President George W. Bush authorized initial loans to Chrysler and GM (Ford declined) before leaving office. Then the problem ended up in the new president’s lap.
The Obama administration extended billions more in loans and led a restructuring of the two companies in which the government took an equity share in GM and Chrysler.
Critics, including Romney, said the auto makers should have gone through the normal bankruptcy process.
"A managed bankruptcy may be the only path to the fundamental restructuring the industry needs. It would permit the companies to shed excess labor, pension and real estate costs," he wrote in a November 2008 op-ed in the New York Times.
But others pointed out that, with the credit markets frozen and the wider economy in dire straits, the car companies wouldn’t get private financing and would go out of business.
During the process, the United Auto Workers, the union representing car company employees and retirees, made concessions to help the companies stop bleeding. We consulted several sources for an explanation on what each side gave.
In sum, the union eased demands on wages, overtime pay, job security and, most significantly, health benefits. In 2007, the union and car companies had agreed to hand over management of retiree health benefits to a trust fund. The companies agreed to put money in the fund, and the union assumed the uncertainties of rising health care costs and investment fluctuations.
But in 2009, the car companies were on the brink and had no cash to put in the fund. The alternative contribution: company stock.
That’s how an independent health care trust for UAW beneficiaries ended up owning Chrysler and GM stock. As of February 2012, the trust holds a 41.5 percent stake in Chrysler and a 10.3 percent stake in General Motors.
Here’s one important point: The stock is owned by an independent health care trust called the UAW Retiree Medical Benefits Trust, not the UAW itself. (The trust is also often referred to by the acronym VEBA.)

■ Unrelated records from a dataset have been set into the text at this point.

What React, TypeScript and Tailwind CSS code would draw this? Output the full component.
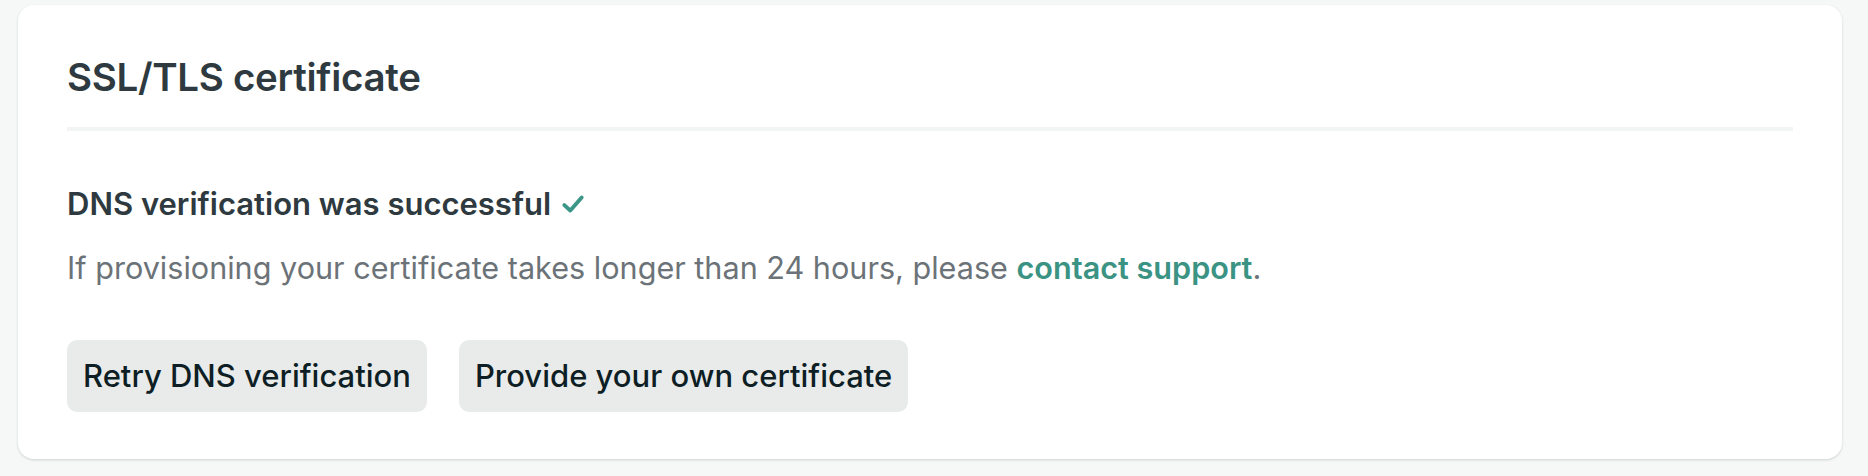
export default function App() {
  return (
    <div className="w-[1868px] h-[476px] bg-[#f6f8f8] pt-[5px] pl-[18px] pr-[26px] font-['Inter',sans-serif]">
      <section className="bg-white rounded-[16px] shadow-[0_1px_3px_rgba(14,30,37,0.12),0_1px_2px_rgba(14,30,37,0.06)] px-[49px] pt-[48px] pb-[47px]">
        <h2 className="text-[38.5px] leading-[48px] font-semibold tracking-[-0.3px] text-[#2e3a40]">
          SSL/TLS certificate
        </h2>
        <div className="mt-[26px] h-[4px] bg-[#f3f4f4]" />
        <div className="pt-[53px]">
          <h3 className="flex items-center text-[31px] leading-[40px] font-semibold text-[#2e3a40]">
            DNS verification was successful
            <svg viewBox="0 0 24 24" className="ml-[9px] w-[26px] h-[26px] text-[#3b9688]" fill="none" stroke="currentColor" strokeWidth="3.6" strokeLinecap="round" strokeLinejoin="round">
              <path d="M4 13 L9.5 18 L20 6" />
            </svg>
          </h3>
          <p className="mt-[24px] text-[30.6px] leading-[40px] text-[#6c7378]">
            If provisioning your certificate takes longer than 24 hours, please{" "}
            <a href="#" className="font-semibold text-[#3a9383]">contact support</a>.
          </p>
          <div className="mt-[52px] flex gap-[32px]">
            <button className="h-[72px] px-[16px] rounded-[10px] bg-[#e9ebeb] text-[31px] font-medium text-[#0e1e25]">
              Retry DNS verification
            </button>
            <button className="h-[72px] px-[16px] rounded-[10px] bg-[#e9ebeb] text-[31px] font-medium text-[#0e1e25]">
              Provide your own certificate
            </button>
          </div>
        </div>
      </section>
    </div>
  );
}
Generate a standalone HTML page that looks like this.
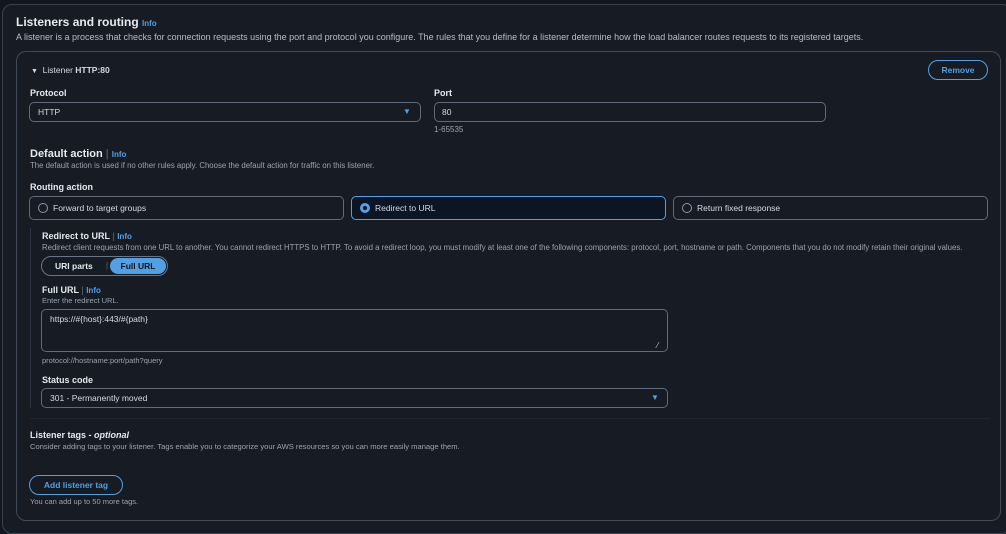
<!DOCTYPE html><html><head><style>
*{margin:0;padding:0;box-sizing:border-box}
body{width:1006px;height:527px;background:#12161e;font-family:"Liberation Sans",sans-serif;color:#d5dbe3;position:relative;overflow:hidden}
.a{position:absolute;white-space:nowrap}
.box{position:absolute;border:1px solid #5f6b7a;border-radius:6px}
.b{font-weight:bold}
.s{font-size:8px;color:#9aa4b1}
.l{font-size:9px;font-weight:bold;color:#e6eaef}
.info{color:#539fe5;font-size:8px;font-weight:bold}
.sep{color:#5f6b7a;font-weight:normal}
.radio{position:absolute;width:10px;height:10px;border:1px solid #8d99a8;border-radius:50%}
.btn{display:flex;align-items:center;justify-content:center}
</style></head><body>
<div class="box" style="left:2px;top:4px;width:1010px;height:530px;background:#171b24;border-color:#3a4250;border-radius:10px"></div>
<div class="a b" style="left:16px;top:15px;font-size:12px;color:#e6eaef">Listeners and routing <span class="info" style="font-size:8px">Info</span></div>
<div class="a" style="left:16px;top:32px;font-size:9px;color:#b6bec9">A listener is a process that checks for connection requests using the port and protocol you configure. The rules that you define for a listener determine how the load balancer routes requests to its registered targets.</div>
<div class="box" style="left:16px;top:51px;width:985px;height:470px;border-color:#414a58;border-radius:10px;background:#171b24"></div>
<div class="a" style="left:31px;top:65px;font-size:8.5px;color:#d5dbe3"><span style="font-size:7px">▼</span>&nbsp; Listener <b>HTTP:80</b></div>
<div class="box btn" style="left:928px;top:60px;width:60px;height:20px;border:1.5px solid #539fe5;border-radius:10px;color:#539fe5;font-size:8.5px;font-weight:bold">Remove</div>
<div class="a l" style="left:30px;top:88px">Protocol</div>
<div class="box" style="left:29px;top:102px;width:392px;height:20px;border-radius:5px"></div>
<div class="a" style="left:38px;top:107px;font-size:8.5px">HTTP</div>
<div class="a" style="left:403px;top:107px;font-size:8px;color:#539fe5">▼</div>
<div class="a l" style="left:434px;top:88px">Port</div>
<div class="box" style="left:434px;top:102px;width:392px;height:20px;border-radius:5px"></div>
<div class="a" style="left:442px;top:107px;font-size:8.5px">80</div>
<div class="a s" style="left:434px;top:125px">1-65535</div>
<div class="a b" style="left:30px;top:148px;font-size:11px;color:#e6eaef">Default action <span class="sep">|</span> <span class="info">Info</span></div>
<div class="a s" style="left:30px;top:161px;font-size:7.8px">The default action is used if no other rules apply. Choose the default action for traffic on this listener.</div>
<div class="a l" style="left:30px;top:182px">Routing action</div>
<div class="box" style="left:29px;top:196px;width:315px;height:24px;border-radius:5px"></div>
<div class="radio" style="left:38px;top:203px"></div>
<div class="a" style="left:53px;top:203px;font-size:8.5px">Forward to target groups</div>
<div class="box" style="left:351px;top:196px;width:315px;height:24px;border:1.5px solid #539fe5;border-radius:5px;background:#0b1523"></div>
<div class="radio" style="left:360px;top:203px;border:3px solid #539fe5;background:#0b1523"></div>
<div class="a" style="left:375px;top:203px;font-size:8.5px">Redirect to URL</div>
<div class="box" style="left:673px;top:196px;width:315px;height:24px;border-radius:5px"></div>
<div class="radio" style="left:682px;top:203px"></div>
<div class="a" style="left:697px;top:203px;font-size:8.5px">Return fixed response</div>
<div class="a" style="left:30px;top:228px;width:1px;height:180px;background:#2e3540"></div>
<div class="a l" style="left:42px;top:231px">Redirect to URL <span class="sep">|</span> <span class="info">Info</span></div>
<div class="a s" style="left:42px;top:243px;font-size:7.8px">Redirect client requests from one URL to another. You cannot redirect HTTPS to HTTP. To avoid a redirect loop, you must modify at least one of the following components: protocol, port, hostname or path. Components that you do not modify retain their original values.</div>
<div class="box" style="left:41px;top:256px;width:127px;height:20px;border-color:#6b7584;border-radius:10px"></div>
<div class="a b" style="left:55px;top:261px;font-size:8.5px;color:#e6eaef">URI parts</div>
<div class="a" style="left:106px;top:261px;font-size:8px;color:#5f6b7a">|</div>
<div class="a btn" style="left:110px;top:258px;width:56px;height:16px;border-radius:8px;background:#539fe5;color:#0f141a;font-size:8.5px;font-weight:bold">Full URL</div>
<div class="a l" style="left:42px;top:285px">Full URL <span class="sep">|</span> <span class="info">Info</span></div>
<div class="a s" style="left:42px;top:296px;font-size:7.5px">Enter the redirect URL.</div>
<div class="box" style="left:41px;top:309px;width:627px;height:43px;border-radius:5px"></div>
<div class="a" style="left:50px;top:314px;font-size:8.5px">https://#{host}:443/#{path}</div>
<div class="a" style="left:657px;top:341px;font-size:8px;color:#ccc">⁄</div>
<div class="a s" style="left:42px;top:356px;font-size:7.5px">protocol://hostname:port/path?query</div>
<div class="a l" style="left:42px;top:375px">Status code</div>
<div class="box" style="left:41px;top:388px;width:627px;height:20px;border-radius:5px"></div>
<div class="a" style="left:50px;top:393px;font-size:8.5px">301 - Permanently moved</div>
<div class="a" style="left:651px;top:393px;font-size:8px;color:#539fe5">▼</div>
<div class="a" style="left:30px;top:418px;width:960px;height:1px;background:#1f252f"></div>
<div class="a l" style="left:30px;top:430px">Listener tags - <i>optional</i></div>
<div class="a s" style="left:30px;top:442px;font-size:7.6px">Consider adding tags to your listener. Tags enable you to categorize your AWS resources so you can more easily manage them.</div>
<div class="box btn" style="left:29px;top:475px;width:94px;height:20px;border:1.5px solid #539fe5;border-radius:10px;color:#539fe5;font-size:8.5px;font-weight:bold">Add listener tag</div>
<div class="a s" style="left:30px;top:497px;font-size:7.5px">You can add up to 50 more tags.</div>
</body></html>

A 2011 letter to its 840,000 beneficiaries said the trust is "a separate entity, independent of the auto companies and the UAW. The trust has its own assets. The assets in the trust are not the property of the auto companies or the UAW. Instead, those assets are held in the trust on behalf of the covered retirees. Those assets can only be used to provide medical benefits to UAW retirees and their families. Neither the UAW nor the auto companies can use those assets for any other purpose."
The letter further explains that the UAW appoints five of the 11 members -- a minority -- to the trust’s board.